# Homework Help: Vectors: Find magnitude and direction of the changes in velocity

1. Oct 16, 2011

### srsGreem

1. The problem statement, all variables and given/known data
Given the initial (u) and final (v) velocities below, find the magnitude and direction of the changes in velocity:

2. Relevant equations
(a) through (f) - I only have trouble with (e) and (f)

(e): u = 10ms east, v = 15ms N40°W
(f): u = 250ms N20°W, v = 200ms south

3. The attempt at a solution

http://dl.dropbox.com/u/14178839/img026.pdf [Broken]

As you can see, I'm trying to use trigonometry to solve the problems. I think I'm doing something wrong because the textbook answers are not matching up with the answers I have been getting.

Probably what I'd like is someone to walk me through at least one of the questions, maybe link me to relevant tutorials, and then see if I can figure out the other one.

I've been trying to figure this out on my own for about 5 hours now, and finally decided to just post up my problem on these forums. Thanks for any and all assistance.

Last edited by a moderator: May 5, 2017
2. Oct 16, 2011

### Staff: Mentor

What are the x & y components of these velocities? (+x = east; +y = north)

3. Oct 16, 2011

### srsGreem

Hey, I'm not entirely sure what you are trying to say there... but yes, that is the orientation I am working with, as shown in the pdf file.

4. Oct 16, 2011

### Staff: Mentor

Well, what are the components then?

5. Oct 16, 2011

### srsGreem

I don't know why that's relevant for this question... can you explain please.

6. Oct 16, 2011

### Staff: Mentor

One easy way to express a vector is in terms of its components. Then to find the difference between two vectors, you can just subtract the components.

7. Oct 16, 2011

### HallsofIvy

If you do not want to use "components", as Doc Al is suggesting (and using components is simpler), you can use the "sine law" and "cosine law" on the triangles formed.

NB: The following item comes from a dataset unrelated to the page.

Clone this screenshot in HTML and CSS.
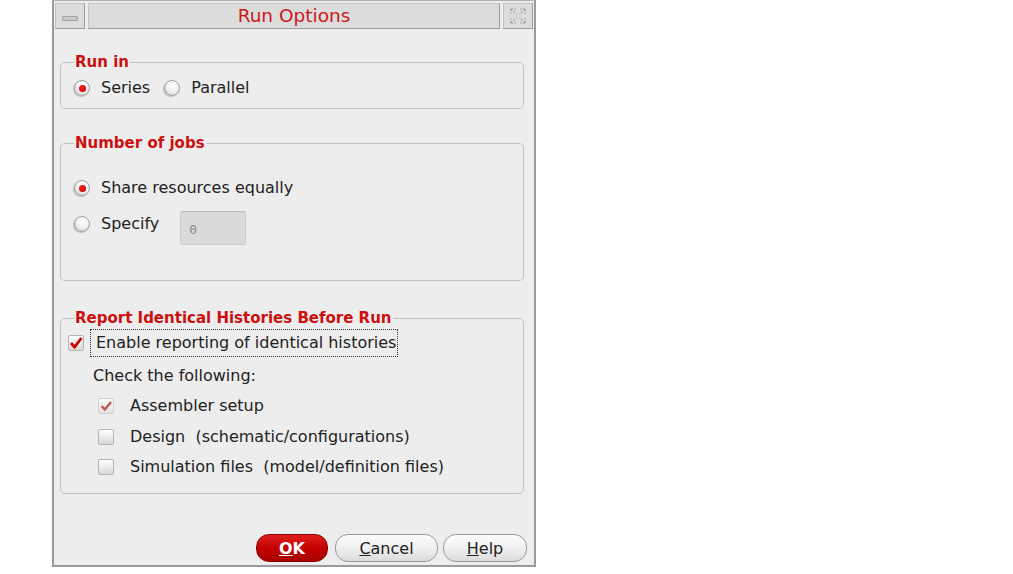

In the first exercise you have a vector, u, that goes due east with "length" 10 and another vector, v, that goes 40 degrees W of N with "length" 15. If you draw those two sides of a triangle, the difference, v- u, is the third side of the triangle (directed from the tip of v to the tip of u). The length of that third side is given by the cosine law: $c^2= a^2+ b^2- 2ab \cos(C)$ where a and b are the two given lengths and C is the angle opposite side c. Here, the angle between the two given angle is 90+ 40= 130 degrees so $c^2= 10^2+ 15^2- 2(10)(15)cos(130)$. You can then use the sine law to find the other two angles in the triangle and so deduce the direction of that vector.

8. Oct 16, 2011

### srsGreem

Hey, so I've been using the sine rule to find the lengths, and I don't know enough about components to work with that method (yet). So my first question relates to (e):

my magnitude is correct, but according to the physics book, direction is wrong, can you tell me why?

and this question relates to (f):

everything was wrong, aparently the magnitude is around about 90(I don't have the book open), but in my answer, I got around 450.

Can you explain how I went a little wrong in (e) and why I went so massively wrong in (f)?

9. Oct 17, 2011

### Staff: Mentor

I'd say you are correct and the book is wrong.